### Dataset content
===

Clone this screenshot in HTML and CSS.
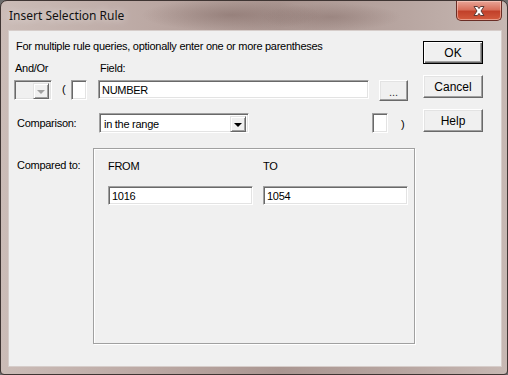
FILE: index.html
```html
<!DOCTYPE html>
<html lang="en">
<head>
  <meta charset="UTF-8">
  <title>Insert Selection Rule</title>
  <link rel="stylesheet" href="styles.css">
</head>
<body>
  <div class="window">
    <div class="titlebar">
      <span class="title">Insert Selection Rule</span>
      <div class="close-btn">
        <svg width="16" height="12" viewBox="0 0 16 12">
          <path d="M3 1.5 L6.5 1.5 L8 3.6 L9.5 1.5 L13 1.5 L10 6 L13 10.5 L9.5 10.5 L8 8.4 L6.5 10.5 L3 10.5 L6 6 Z" fill="#fff" stroke="#5b3b36" stroke-width="1" stroke-linejoin="round"/>
        </svg>
      </div>
    </div>

    <div class="client">
      <div class="main">
        <p class="hint">For multiple rule queries, optionally enter one or more parentheses</p>

        <div class="label-row">
          <span class="andor-label">And/Or</span>
          <span>Field:</span>
        </div>

        <div class="control-row">
          <div class="combo combo-small disabled">
            <span class="combo-text"></span>
            <span class="drop-btn"><i class="arrow"></i></span>
          </div>
          <span class="paren-open">(</span>
          <div class="field paren-box"></div>
          <div class="field field-name">NUMBER</div>
          <button class="btn btn-dots">...</button>
        </div>

        <div class="compare-row">
          <span class="row-label">Comparison:</span>
          <div class="combo combo-compare">
            <span class="combo-text">in the range</span>
            <span class="drop-btn"><i class="arrow"></i></span>
          </div>
          <div class="field paren-box close-box"></div>
          <span class="paren-close">)</span>
        </div>

        <div class="value-row">
          <span class="row-label">Compared to:</span>
          <div class="group">
            <div class="range-col">
              <span>FROM</span>
              <div class="field field-value">1016</div>
            </div>
            <div class="range-col">
              <span>TO</span>
              <div class="field field-value">1054</div>
            </div>
          </div>
        </div>
      </div>

      <div class="side">
        <button class="btn btn-side btn-default">OK</button>
        <button class="btn btn-side">Cancel</button>
        <button class="btn btn-side">Help</button>
      </div>
    </div>
  </div>
</body>
</html>
```

FILE: styles.css
```css
:root {
  --face: #f0f0f0;
  --shadow: #a0a0a0;
  --dark: #696969;
  --light: #e3e3e3;
}

* {
  margin: 0;
  padding: 0;
  box-sizing: border-box;
}

body {
  width: 508px;
  height: 375px;
  overflow: hidden;
  background: #6b6b6b;
  font-family: "Liberation Sans", Arial, sans-serif;
  font-size: 11px;
  letter-spacing: -0.27px;
  color: #000;
}

.window {
  width: 508px;
  height: 375px;
  border: 1px solid #3f3533;
  border-radius: 7px 7px 4px 4px;
  background:
    radial-gradient(ellipse 90px 16px at 230px 14px, rgba(120, 95, 90, 0.45), transparent),
    radial-gradient(ellipse 70px 14px at 330px 16px, rgba(125, 100, 95, 0.4), transparent),
    linear-gradient(90deg, #cbbcb7 0%, #bba8a3 30%, #aa9691 55%, #b8a6a1 80%, #c7b8b3 100%);
  display: flex;
  flex-direction: column;
}

.titlebar {
  height: 29px;
  display: flex;
  align-items: flex-start;
}

.title {
  font-family: "Noto Sans", sans-serif;
  font-size: 12px;
  letter-spacing: 0;
  padding: 6px 0 0 8px;
  color: #111;
  text-shadow: 0 0 8px rgba(255, 255, 255, 0.8);
}

.close-btn {
  margin-left: auto;
  margin-right: 5px;
  width: 46px;
  height: 20px;
  border: 1px solid #6a2d25;
  border-top: none;
  border-radius: 0 0 5px 5px;
  background: linear-gradient(180deg, #e8a597 0%, #d8705c 45%, #c2412a 55%, #d35b3e 100%);
  box-shadow: inset 0 0 0 1px rgba(255, 220, 210, 0.5);
  display: flex;
  align-items: center;
  justify-content: center;
}

.client {
  flex: 1;
  margin: 0 5px 7px 7px;
  background: var(--face);
  border: 1px solid #d6cdca;
  display: flex;
}

.main {
  width: 414px;
}

.hint {
  margin: 9px 0 0 7px;
  line-height: 13px;
}

.label-row {
  display: flex;
  margin-top: 9px;
  line-height: 13px;
}

.andor-label {
  width: 91px;
  padding-left: 6px;
}

.control-row {
  display: flex;
  align-items: flex-start;
  margin-top: 5px;
  padding-left: 5px;
}

.field {
  background: #fff;
  border-top: 1px solid var(--shadow);
  border-left: 1px solid var(--shadow);
  border-right: 1px solid #fff;
  border-bottom: 1px solid #fff;
  box-shadow: inset 1px 1px 0 var(--dark), inset -1px -1px 0 var(--light);
  padding: 3px 0 0 3px;
  line-height: 13px;
}

.combo {
  display: flex;
  height: 20px;
  background: #fff;
  border-top: 1px solid var(--shadow);
  border-left: 1px solid var(--shadow);
  border-right: 1px solid #fff;
  border-bottom: 1px solid #fff;
  box-shadow: inset 1px 1px 0 var(--dark), inset -1px -1px 0 var(--light);
  padding: 2px;
}

.combo.disabled {
  background: var(--face);
}

.combo-text {
  flex: 1;
  padding: 2px 0 0 2px;
  line-height: 13px;
}

.drop-btn {
  width: 16px;
  height: 16px;
  background: var(--face);
  border-top: 1px solid var(--light);
  border-left: 1px solid var(--light);
  border-right: 1px solid var(--dark);
  border-bottom: 1px solid var(--dark);
  box-shadow: inset 1px 1px 0 #fff, inset -1px -1px 0 var(--shadow);
  display: flex;
  align-items: center;
  justify-content: center;
}

.arrow {
  width: 0;
  height: 0;
  border-left: 4px solid transparent;
  border-right: 4px solid transparent;
  border-top: 4px solid #000;
  margin-top: 1px;
}

.disabled .arrow {
  border-top-color: #a0a0a0;
}

.combo-small {
  width: 38px;
}

.paren-open {
  margin: 3px 0 0 10px;
  width: 9px;
}

.paren-box {
  width: 16px;
  height: 20px;
}

.field-name {
  width: 271px;
  height: 19px;
  margin-left: 11px;
}

.btn {
  font-family: "Liberation Sans", Arial, sans-serif;
  font-size: 11px;
  color: #000;
  background: var(--face);
  border-top: 1px solid #fff;
  border-left: 1px solid #fff;
  border-right: 1px solid var(--dark);
  border-bottom: 1px solid var(--dark);
  box-shadow: inset -1px -1px 0 var(--shadow), inset 1px 1px 0 var(--light);
}

.btn-dots {
  width: 29px;
  height: 21px;
  margin-left: 10px;
  padding-top: 2px;
  color: #333;
}

.compare-row {
  display: flex;
  align-items: flex-start;
  margin-top: 12px;
}

.row-label {
  width: 90px;
  padding: 4px 0 0 8px;
  line-height: 13px;
}

.combo-compare {
  width: 150px;
  height: 20px;
}

.close-box {
  margin-left: 123px;
  height: 20px;
}

.paren-close {
  margin: 5px 0 0 13px;
}

.value-row {
  display: flex;
  align-items: flex-start;
  margin-top: 15px;
}

.value-row .row-label {
  width: 84px;
  padding-top: 11px;
}

.group {
  width: 322px;
  height: 196px;
  border: 1px solid var(--shadow);
  box-shadow: inset 1px 1px 0 #fff, 1px 1px 0 #fff;
  display: flex;
  gap: 10px;
  padding: 11px 0 0 14px;
}

.range-col {
  display: flex;
  flex-direction: column;
  gap: 13px;
  line-height: 13px;
}

.field-value {
  width: 145px;
  height: 19px;
}

.side {
  display: flex;
  flex-direction: column;
  gap: 11px;
  padding-top: 10px;
}

.btn-side {
  width: 60px;
  height: 23px;
  font-size: 12px;
  letter-spacing: 0;
}

.btn-default {
  border: 1px solid #000;
  box-shadow: inset 1px 1px 0 #fff, inset -1px -1px 0 var(--dark), inset -2px -2px 0 var(--shadow);
}
```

===

### Instructions for the task
Repeat the full listing above exactly, with no pictures in the copy.

### Reply to the exercise
Clone this screenshot in HTML and CSS.
FILE: index.html
```html
<!DOCTYPE html>
<html lang="en">
<head>
  <meta charset="UTF-8">
  <title>Insert Selection Rule</title>
  <link rel="stylesheet" href="styles.css">
</head>
<body>
  <div class="window">
    <div class="titlebar">
      <span class="title">Insert Selection Rule</span>
      <div class="close-btn">
        <svg width="16" height="12" viewBox="0 0 16 12">
          <path d="M3 1.5 L6.5 1.5 L8 3.6 L9.5 1.5 L13 1.5 L10 6 L13 10.5 L9.5 10.5 L8 8.4 L6.5 10.5 L3 10.5 L6 6 Z" fill="#fff" stroke="#5b3b36" stroke-width="1" stroke-linejoin="round"/>
        </svg>
      </div>
    </div>

    <div class="client">
      <div class="main">
        <p class="hint">For multiple rule queries, optionally enter one or more parentheses</p>

        <div class="label-row">
          <span class="andor-label">And/Or</span>
          <span>Field:</span>
        </div>

        <div class="control-row">
          <div class="combo combo-small disabled">
            <span class="combo-text"></span>
            <span class="drop-btn"><i class="arrow"></i></span>
          </div>
          <span class="paren-open">(</span>
          <div class="field paren-box"></div>
          <div class="field field-name">NUMBER</div>
          <button class="btn btn-dots">...</button>
        </div>

        <div class="compare-row">
          <span class="row-label">Comparison:</span>
          <div class="combo combo-compare">
            <span class="combo-text">in the range</span>
            <span class="drop-btn"><i class="arrow"></i></span>
          </div>
          <div class="field paren-box close-box"></div>
          <span class="paren-close">)</span>
        </div>

        <div class="value-row">
          <span class="row-label">Compared to:</span>
          <div class="group">
            <div class="range-col">
              <span>FROM</span>
              <div class="field field-value">1016</div>
            </div>
            <div class="range-col">
              <span>TO</span>
              <div class="field field-value">1054</div>
            </div>
          </div>
        </div>
      </div>

      <div class="side">
        <button class="btn btn-side btn-default">OK</button>
        <button class="btn btn-side">Cancel</button>
        <button class="btn btn-side">Help</button>
      </div>
    </div>
  </div>
</body>
</html>
```

FILE: styles.css
```css
:root {
  --face: #f0f0f0;
  --shadow: #a0a0a0;
  --dark: #696969;
  --light: #e3e3e3;
}

* {
  margin: 0;
  padding: 0;
  box-sizing: border-box;
}

body {
  width: 508px;
  height: 375px;
  overflow: hidden;
  background: #6b6b6b;
  font-family: "Liberation Sans", Arial, sans-serif;
  font-size: 11px;
  letter-spacing: -0.27px;
  color: #000;
}

.window {
  width: 508px;
  height: 375px;
  border: 1px solid #3f3533;
  border-radius: 7px 7px 4px 4px;
  background:
    radial-gradient(ellipse 90px 16px at 230px 14px, rgba(120, 95, 90, 0.45), transparent),
    radial-gradient(ellipse 70px 14px at 330px 16px, rgba(125, 100, 95, 0.4), transparent),
    linear-gradient(90deg, #cbbcb7 0%, #bba8a3 30%, #aa9691 55%, #b8a6a1 80%, #c7b8b3 100%);
  display: flex;
  flex-direction: column;
}

.titlebar {
  height: 29px;
  display: flex;
  align-items: flex-start;
}

.title {
  font-family: "Noto Sans", sans-serif;
  font-size: 12px;
  letter-spacing: 0;
  padding: 6px 0 0 8px;
  color: #111;
  text-shadow: 0 0 8px rgba(255, 255, 255, 0.8);
}

.close-btn {
  margin-left: auto;
  margin-right: 5px;
  width: 46px;
  height: 20px;
  border: 1px solid #6a2d25;
  border-top: none;
  border-radius: 0 0 5px 5px;
  background: linear-gradient(180deg, #e8a597 0%, #d8705c 45%, #c2412a 55%, #d35b3e 100%);
  box-shadow: inset 0 0 0 1px rgba(255, 220, 210, 0.5);
  display: flex;
  align-items: center;
  justify-content: center;
}

.client {
  flex: 1;
  margin: 0 5px 7px 7px;
  background: var(--face);
  border: 1px solid #d6cdca;
  display: flex;
}

.main {
  width: 414px;
}

.hint {
  margin: 9px 0 0 7px;
  line-height: 13px;
}

.label-row {
  display: flex;
  margin-top: 9px;
  line-height: 13px;
}

.andor-label {
  width: 91px;
  padding-left: 6px;
}

.control-row {
  display: flex;
  align-items: flex-start;
  margin-top: 5px;
  padding-left: 5px;
}

.field {
  background: #fff;
  border-top: 1px solid var(--shadow);
  border-left: 1px solid var(--shadow);
  border-right: 1px solid #fff;
  border-bottom: 1px solid #fff;
  box-shadow: inset 1px 1px 0 var(--dark), inset -1px -1px 0 var(--light);
  padding: 3px 0 0 3px;
  line-height: 13px;
}

.combo {
  display: flex;
  height: 20px;
  background: #fff;
  border-top: 1px solid var(--shadow);
  border-left: 1px solid var(--shadow);
  border-right: 1px solid #fff;
  border-bottom: 1px solid #fff;
  box-shadow: inset 1px 1px 0 var(--dark), inset -1px -1px 0 var(--light);
  padding: 2px;
}

.combo.disabled {
  background: var(--face);
}

.combo-text {
  flex: 1;
  padding: 2px 0 0 2px;
  line-height: 13px;
}

.drop-btn {
  width: 16px;
  height: 16px;
  background: var(--face);
  border-top: 1px solid var(--light);
  border-left: 1px solid var(--light);
  border-right: 1px solid var(--dark);
  border-bottom: 1px solid var(--dark);
  box-shadow: inset 1px 1px 0 #fff, inset -1px -1px 0 var(--shadow);
  display: flex;
  align-items: center;
  justify-content: center;
}

.arrow {
  width: 0;
  height: 0;
  border-left: 4px solid transparent;
  border-right: 4px solid transparent;
  border-top: 4px solid #000;
  margin-top: 1px;
}

.disabled .arrow {
  border-top-color: #a0a0a0;
}

.combo-small {
  width: 38px;
}

.paren-open {
  margin: 3px 0 0 10px;
  width: 9px;
}

.paren-box {
  width: 16px;
  height: 20px;
}

.field-name {
  width: 271px;
  height: 19px;
  margin-left: 11px;
}

.btn {
  font-family: "Liberation Sans", Arial, sans-serif;
  font-size: 11px;
  color: #000;
  background: var(--face);
  border-top: 1px solid #fff;
  border-left: 1px solid #fff;
  border-right: 1px solid var(--dark);
  border-bottom: 1px solid var(--dark);
  box-shadow: inset -1px -1px 0 var(--shadow), inset 1px 1px 0 var(--light);
}

.btn-dots {
  width: 29px;
  height: 21px;
  margin-left: 10px;
  padding-top: 2px;
  color: #333;
}

.compare-row {
  display: flex;
  align-items: flex-start;
  margin-top: 12px;
}

.row-label {
  width: 90px;
  padding: 4px 0 0 8px;
  line-height: 13px;
}

.combo-compare {
  width: 150px;
  height: 20px;
}

.close-box {
  margin-left: 123px;
  height: 20px;
}

.paren-close {
  margin: 5px 0 0 13px;
}

.value-row {
  display: flex;
  align-items: flex-start;
  margin-top: 15px;
}

.value-row .row-label {
  width: 84px;
  padding-top: 11px;
}

.group {
  width: 322px;
  height: 196px;
  border: 1px solid var(--shadow);
  box-shadow: inset 1px 1px 0 #fff, 1px 1px 0 #fff;
  display: flex;
  gap: 10px;
  padding: 11px 0 0 14px;
}

.range-col {
  display: flex;
  flex-direction: column;
  gap: 13px;
  line-height: 13px;
}

.field-value {
  width: 145px;
  height: 19px;
}

.side {
  display: flex;
  flex-direction: column;
  gap: 11px;
  padding-top: 10px;
}

.btn-side {
  width: 60px;
  height: 23px;
  font-size: 12px;
  letter-spacing: 0;
}

.btn-default {
  border: 1px solid #000;
  box-shadow: inset 1px 1px 0 #fff, inset -1px -1px 0 var(--dark), inset -2px -2px 0 var(--shadow);
}
```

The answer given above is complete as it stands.